> _REQUIREMENTS_:
Extract the lines from the start through the line that holds "React.ReactNode; desc: React.ReactNode;", both included, omitting all images.

(Pages as source code)

####################

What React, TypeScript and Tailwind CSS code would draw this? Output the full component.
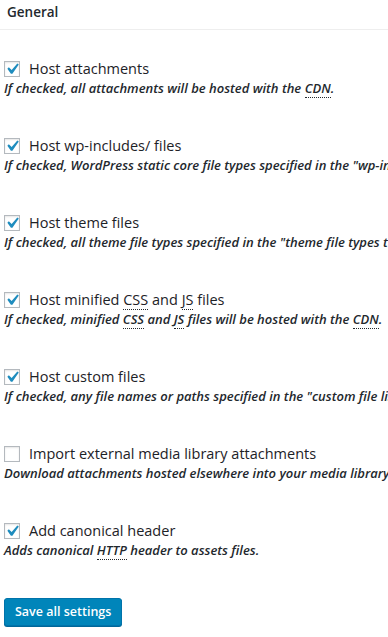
import React from "react";

const Abbr = ({ children }: { children: React.ReactNode }) => (
  <span className="border-b border-dotted border-[#23282d]">{children}</span>
);

type Row = { label: React.ReactNode; desc: React.ReactNode; checked: boolean };

const rows: Row[] = [
  {
    label: "Host attachments",
    desc: (
      <>
        If checked, all attachments will be hosted with the <Abbr>CDN</Abbr>.
      </>
    ),
    checked: true,
  },
  {
    label: "Host wp-includes/ files",
    desc: (
      <>
        If checked, WordPress static core file types specified in the "wp-includes file types to upload" field will be hosted with the <Abbr>CDN</Abbr>.
      </>
    ),
    checked: true,
  },
  {
    label: "Host theme files",
    desc: (
      <>
        If checked, all theme file types specified in the "theme file types to upload" field will be hosted with the <Abbr>CDN</Abbr>.
      </>
    ),
    checked: true,
  },
  {
    label: (
      <>
        Host minified <Abbr>CSS</Abbr> and <Abbr>JS</Abbr> files
      </>
    ),
    desc: (
      <>
        If checked, minified <Abbr>CSS</Abbr> and <Abbr>JS</Abbr> files will be hosted with the <Abbr>CDN</Abbr>.
      </>
    ),
    checked: true,
  },
  {
    label: "Host custom files",
    desc: (
      <>
        If checked, any file names or paths specified in the "custom file list" field will be hosted with the <Abbr>CDN</Abbr>.
      </>
    ),
    checked: true,
  },
  {
    label: "Import external media library attachments",
    desc: (
      <>
        Download attachments hosted elsewhere into your media library and host them with the <Abbr>CDN</Abbr>.
      </>
    ),
    checked: false,
  },
  {
    label: "Add canonical header",
    desc: (
      <>
        Adds canonical <Abbr>HTTP</Abbr> header to assets files.
      </>
    ),
    checked: true,
  },
];

const Check = ({ checked }: { checked: boolean }) => (
  <span className="relative flex h-4 w-4 shrink-0 items-center justify-center border border-[#b4b9be] bg-white shadow-[inset_0_1px_2px_rgba(0,0,0,0.1)]">
    {checked && (
      <svg width="22" height="22" viewBox="0 0 20 20" className="absolute left-[-4px] top-[-4px]">
        <path d="M14.83 4.89l1.34.94-5.81 8.38H9.02L5.78 9.67l1.34-1.25 2.57 2.4z" fill="#1e8cbe" />
      </svg>
    )}
  </span>
);

export default function App() {
  return (
    <div
      className="h-[637px] w-[388px] overflow-hidden bg-white text-[#23282d]"
      style={{ fontFamily: '"Open Sans", sans-serif' }}
    >
      <div className="border-b border-[#eeeeee] px-[7px] pb-[7px] pt-[3px] text-[13.5px] font-semibold leading-[19px]">
        General
      </div>
      <div className="flex flex-col gap-[38px] px-[4px] pt-[30px]">
        {rows.map((r, i) => (
          <div key={i} className="flex flex-col">
            <label className="flex h-[18px] items-center gap-[9px] whitespace-nowrap text-[14.5px] text-[#1d2227]">
              <Check checked={r.checked} />
              <span>{r.label}</span>
            </label>
            <div className="whitespace-nowrap text-[13px] font-semibold italic leading-[21px]">
              {r.desc}
            </div>
          </div>
        ))}
      </div>
      <div className="px-[4px] pt-[37px]">
        <button className="h-[28px] rounded-[3px] border border-[#0073aa] bg-[#0085ba] px-[10px] text-[12.5px] font-semibold leading-[26px] text-white shadow-[0_1px_0_#006799]">
          Save all settings
        </button>
      </div>
    </div>
  );
}
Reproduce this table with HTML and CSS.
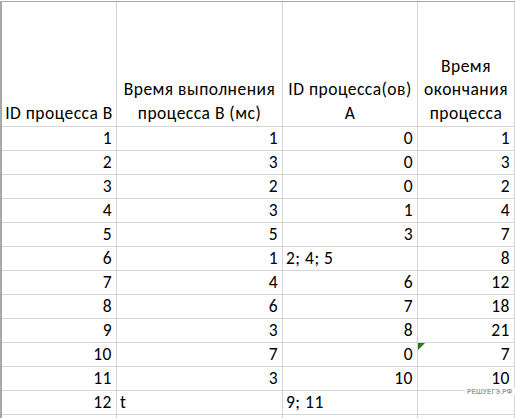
FILE: index.html
```html
<!DOCTYPE html>
<html lang="ru">
<head>
<meta charset="utf-8">
<title>Таблица</title>
<link rel="stylesheet" href="styles.css">
</head>
<body>
<div class="sheet">
  <div class="grid">
    <div class="c h"><span>ID процесса B</span></div>
    <div class="c h"><span>Время выполнения<br>процесса B (мс)</span></div>
    <div class="c h"><span>ID процесса(ов)<br>A</span></div>
    <div class="c h"><span>Время<br>окончания<br>процесса</span></div>
    <div class="c e"></div>

    <div class="c n">1</div><div class="c n">1</div><div class="c n">0</div><div class="c n">1</div><div class="c e"></div>
    <div class="c n">2</div><div class="c n">3</div><div class="c n">0</div><div class="c n">3</div><div class="c e"></div>
    <div class="c n">3</div><div class="c n">2</div><div class="c n">0</div><div class="c n">2</div><div class="c e"></div>
    <div class="c n">4</div><div class="c n">3</div><div class="c n">1</div><div class="c n">4</div><div class="c e"></div>
    <div class="c n">5</div><div class="c n">5</div><div class="c n">3</div><div class="c n">7</div><div class="c e"></div>
    <div class="c n">6</div><div class="c n">1</div><div class="c t">2; 4; 5</div><div class="c n">8</div><div class="c e"></div>
    <div class="c n">7</div><div class="c n">4</div><div class="c n">6</div><div class="c n">12</div><div class="c e"></div>
    <div class="c n">8</div><div class="c n">6</div><div class="c n">7</div><div class="c n">18</div><div class="c e"></div>
    <div class="c n">9</div><div class="c n">3</div><div class="c n">8</div><div class="c n">21</div><div class="c e"></div>
    <div class="c n">10</div><div class="c n">7</div><div class="c n">0</div><div class="c n flag">7</div><div class="c e"></div>
    <div class="c n">11</div><div class="c n">3</div><div class="c n">10</div><div class="c n">10</div><div class="c e"></div>
    <div class="c n">12</div><div class="c t">t</div><div class="c t">9; 11</div><div class="c n"></div><div class="c e"></div>
    <div class="c n"></div><div class="c n"></div><div class="c n"></div><div class="c n"></div><div class="c e"></div>
  </div>
  <div class="mark">РЕШУЕГЭ.РФ</div>
</div>
</body>
</html>
```

FILE: styles.css
```css
html, body {
  margin: 0;
  padding: 0;
  background: #ffffff;
  overflow: hidden;
}

.sheet {
  position: relative;
  width: 515px;
  height: 418px;
  overflow: hidden;
  padding-top: 1px;
  box-sizing: border-box;
  font-family: Carlito, Lato, "Liberation Sans", sans-serif;
  font-size: 17.5px;
  letter-spacing: 0.5px;
  color: #000;
}

.grid {
  display: grid;
  grid-template-columns: 115px 166px 135px 97px 1fr;
  grid-template-rows: 125px repeat(13, 24px);
  border-top: 1px solid #a8a8a8;
  border-left: 2px solid #a8a8a8;
}

.c {
  border-right: 1px solid #d4d4d4;
  border-bottom: 1px solid #d4d4d4;
  display: flex;
  align-items: flex-end;
  white-space: nowrap;
  line-height: 23px;
  overflow: hidden;
}

.c.e {
  border-right: none;
}

.h {
  justify-content: center;
  text-align: center;
  line-height: 23.5px;
  padding-bottom: 1px;
}

.n {
  justify-content: flex-end;
  padding-right: 4px;
}

.t {
  justify-content: flex-start;
  padding-left: 3px;
}

.flag {
  position: relative;
}

.flag::before {
  content: "";
  position: absolute;
  left: 0;
  top: 0;
  border-top: 7px solid #1e7b1e;
  border-right: 7px solid transparent;
}

.mark {
  position: absolute;
  left: 465px;
  top: 388px;
  padding: 0 2px;
  background: #ffffff;
  color: #9c9c9c;
  font-family: "Liberation Sans", sans-serif;
  font-weight: bold;
  font-size: 6.5px;
  letter-spacing: 0.2px;
  line-height: 7px;
  white-space: nowrap;
}
```
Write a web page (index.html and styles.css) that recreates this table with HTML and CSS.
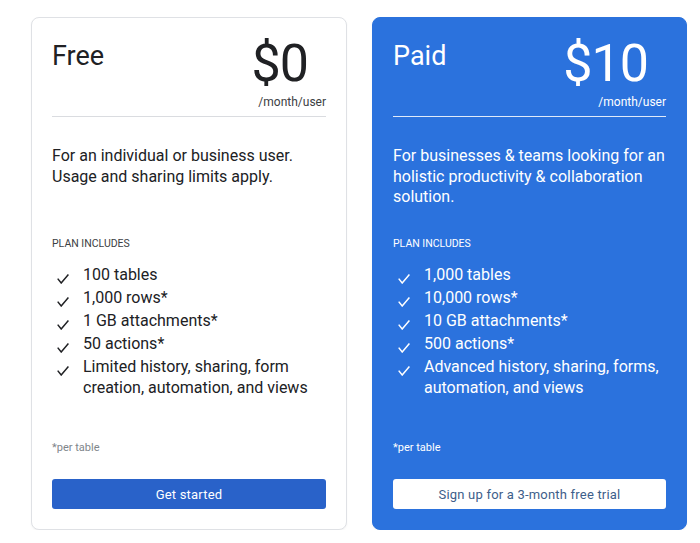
FILE: index.html
```html
<!DOCTYPE html>
<html lang="en">
<head>
<meta charset="utf-8">
<title>Plans</title>
<link rel="stylesheet" href="styles.css">
</head>
<body>
<div class="plans">
  <section class="card">
    <div class="head">
      <h2 class="title">Free</h2>
      <div class="price">
        <div class="amount">$0</div>
        <div class="period">/month/user</div>
      </div>
    </div>
    <div class="divider"></div>
    <p class="desc">For an individual or business user. Usage and sharing limits apply.</p>
    <div class="label">PLAN INCLUDES</div>
    <ul class="features">
      <li><svg class="check" viewBox="0 0 12 10"><path d="M0.7 4.6 L4.2 9 L11.4 0.6"/></svg><span>100 tables</span></li>
      <li><svg class="check" viewBox="0 0 12 10"><path d="M0.7 4.6 L4.2 9 L11.4 0.6"/></svg><span>1,000 rows*</span></li>
      <li><svg class="check" viewBox="0 0 12 10"><path d="M0.7 4.6 L4.2 9 L11.4 0.6"/></svg><span>1 GB attachments*</span></li>
      <li><svg class="check" viewBox="0 0 12 10"><path d="M0.7 4.6 L4.2 9 L11.4 0.6"/></svg><span>50 actions*</span></li>
      <li><svg class="check" viewBox="0 0 12 10"><path d="M0.7 4.6 L4.2 9 L11.4 0.6"/></svg><span>Limited history, sharing, form creation, automation, and views</span></li>
    </ul>
    <div class="note">*per table</div>
    <button class="btn">Get started</button>
  </section>
  <section class="card paid">
    <div class="head">
      <h2 class="title">Paid</h2>
      <div class="price">
        <div class="amount">$10</div>
        <div class="period">/month/user</div>
      </div>
    </div>
    <div class="divider"></div>
    <p class="desc">For businesses &amp; teams looking for an holistic productivity &amp; collaboration solution.</p>
    <div class="label">PLAN INCLUDES</div>
    <ul class="features">
      <li><svg class="check" viewBox="0 0 12 10"><path d="M0.7 4.6 L4.2 9 L11.4 0.6"/></svg><span>1,000 tables</span></li>
      <li><svg class="check" viewBox="0 0 12 10"><path d="M0.7 4.6 L4.2 9 L11.4 0.6"/></svg><span>10,000 rows*</span></li>
      <li><svg class="check" viewBox="0 0 12 10"><path d="M0.7 4.6 L4.2 9 L11.4 0.6"/></svg><span>10 GB attachments*</span></li>
      <li><svg class="check" viewBox="0 0 12 10"><path d="M0.7 4.6 L4.2 9 L11.4 0.6"/></svg><span>500 actions*</span></li>
      <li><svg class="check" viewBox="0 0 12 10"><path d="M0.7 4.6 L4.2 9 L11.4 0.6"/></svg><span>Advanced history, sharing, forms, automation, and views</span></li>
    </ul>
    <div class="note">*per table</div>
    <button class="btn">Sign up for a 3-month free trial</button>
  </section>
</div>
</body>
</html>
```
FILE: styles.css
```css
* { box-sizing: border-box; }
html, body { margin: 0; padding: 0; background: #ffffff; }
body {
  font-family: Roboto, "Noto Sans", "Liberation Sans", sans-serif;
  color: #202124;
}
.plans {
  display: flex;
  gap: 25px;
  padding: 17px 0 0 31px;
}
.card {
  width: 316px;
  height: 513px;
  border: 1px solid #dfe1e5;
  border-radius: 8px;
  padding: 21px 20px 20px 20px;
  display: flex;
  flex-direction: column;
  background: #fff;
  box-shadow: 0 1px 2px rgba(60,64,67,0.06);
}
.card.paid {
  background: #2b72dd;
  border-color: #2b72dd;
  color: #fff;
  width: 315px;
}
.head {
  display: flex;
  justify-content: space-between;
  align-items: flex-start;
}
.title {
  margin: 2px 0 0 0;
  font-size: 27px;
  font-weight: 400;
  line-height: 30px;
}
.price { text-align: right; }
.amount {
  font-size: 52px;
  line-height: 50px;
  font-weight: 400;
  letter-spacing: -1px;
  margin-right: 18px;
}
.period {
  font-size: 12px;
  line-height: 16px;
  margin-top: 5px;
  color: #3c4043;
}
.paid .period { color: #fff; }
.divider {
  height: 1px;
  background: #dadce0;
  margin-top: 6px;
}
.paid .divider { background: rgba(255,255,255,0.85); }
.desc {
  margin: 29px 0 0 0;
  font-size: 16px;
  line-height: 20.5px;
  min-height: 61.5px;
}
.label {
  margin-top: 29px;
  font-size: 10.5px;
  line-height: 14px;
  color: #3c4043;
}
.paid .label { color: #fff; }
.features {
  list-style: none;
  margin: 13px 0 0 0;
  padding: 0;
}
.features li {
  display: flex;
  align-items: flex-start;
  font-size: 16px;
  line-height: 21px;
  margin-bottom: 2px;
}
.check {
  flex: none;
  width: 12px;
  height: 10px;
  margin: 10px 14px 0 5px;
  fill: none;
  stroke: #202124;
  stroke-width: 1.5;
}
.paid .check { stroke: #fff; }
.note {
  margin-top: auto;
  font-size: 11px;
  line-height: 14px;
  color: #80868b;
}
.paid .note { color: #fff; }
.btn {
  margin-top: 24px;
  height: 30px;
  width: 100%;
  border: none;
  border-radius: 3px;
  background: #2962c9;
  color: #fff;
  font-family: inherit;
  font-size: 13px;
  letter-spacing: 0.2px;
  cursor: pointer;
}
.paid .btn {
  background: #fff;
  color: #3d5e8a;
}
```
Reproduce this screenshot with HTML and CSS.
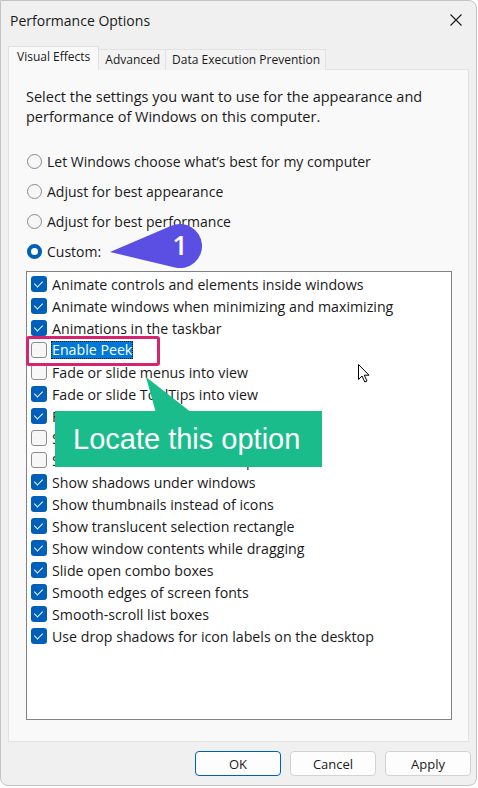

####################

> _FULL SOLUTION_:
What React, TypeScript and Tailwind CSS code would draw this? Output the full component.
import React from "react";

const Abbr = ({ children }: { children: React.ReactNode }) => (
  <span className="border-b border-dotted border-[#23282d]">{children}</span>
);

type Row = { label: React.ReactNode; desc: React.ReactNode; checked: boolean };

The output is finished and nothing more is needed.